Gauthier Dance heizt ordentlich ein
Auch der Nachwuchs der Bühne löst Ovationen aus: Alice McArthur und Mitchell Millholin von der John-Cranko-Schule begeistern, ebenso Arnau Redorta Ortiz und Maria Sayrach Baró von den Gauthier-Dance-Juniors. Nach der Pause überzeugt der fantastische Shori Yamamoto von Gauthier-Dance. Am Ende heizt Gauthiers Team mit 20 Tänzerinnen und Tänzer und vier Assurd-Musikerinnen ein. Als Coach der Theaterhaus-Compagnie wird Egon Madsen weiterhin gebraucht. Vor jeder Premiere, sagt Eric Gauthier, will er seinen Mentor in seiner Nähe wissen, erst das macht ihn ruhig und bekämpft die Nervosität. Tamas Detrich, Intendant des Stuttgarter Balletts, erinnert sich, wie nervös er als junger Tänzer war und von Madsens Ausgeglichenheit profitierte. „Ich war zu jung, um Spaß zu haben“, sagt er. Vom nun 80-Jährigen hat er gelernt, dass es nicht reicht, über Tanz alles zu wissen, man muss ihn „fühlen“.
Viel Prominenz ist dabei
Für die Gala verzichtet OB Frank Nopper auf den Wasen, auch sein Vorgänger Fritz Kuhn ist da. Außerdem gesehen: Tänzer Jason Reilly, Jochen Sandig, der Intendant der Ludwigsburger Schlossfestspiele, Pianist George Bailley, Cranko-Tänzerin Marianne Kruse, Dirigent Bernhard Kontarsky u.v.a.

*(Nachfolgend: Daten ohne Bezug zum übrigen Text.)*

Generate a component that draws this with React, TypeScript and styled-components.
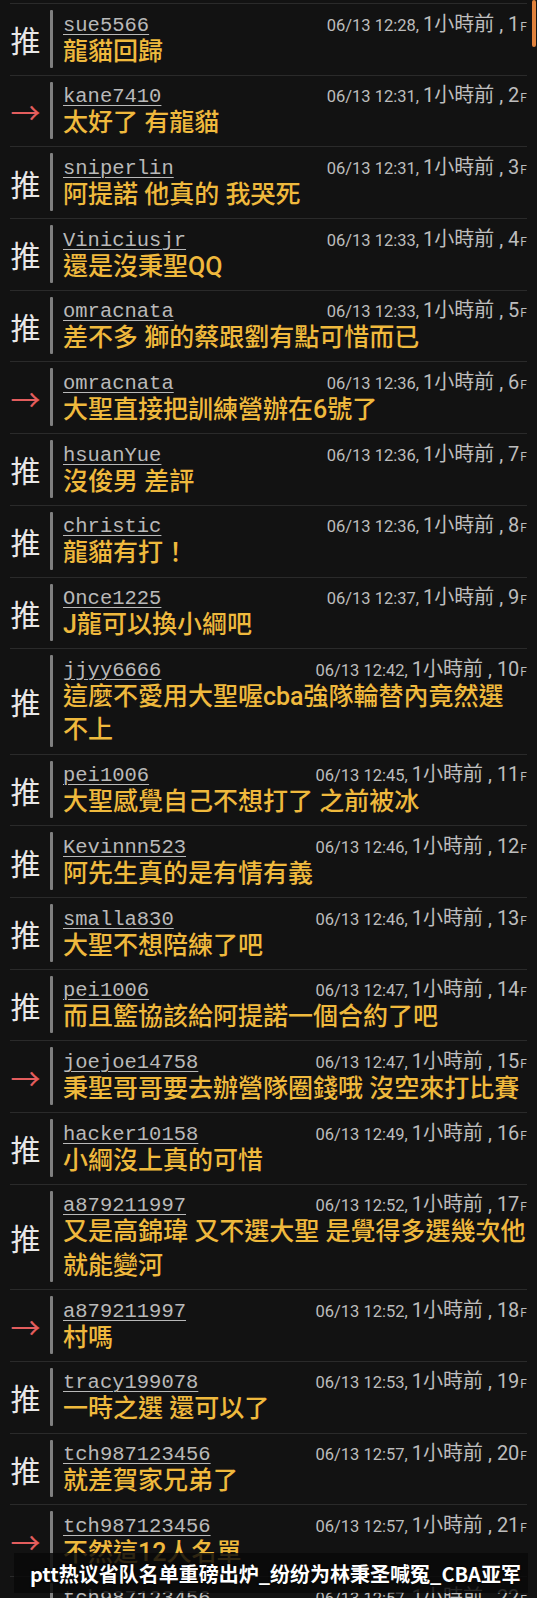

Das Stuttgarter Tanzphänomen ist bei Gauthier Dance im Theaterhaus zu einem zweiten Ballettwunder gekommen – auch dank Egon Madsen, der sich nun wieder auf Utele freut, auf die gar nicht dumme Gans in Italien. Sie kann sehr stolz auf ihn sein. Doch über Salat freut sie sich noch mehr.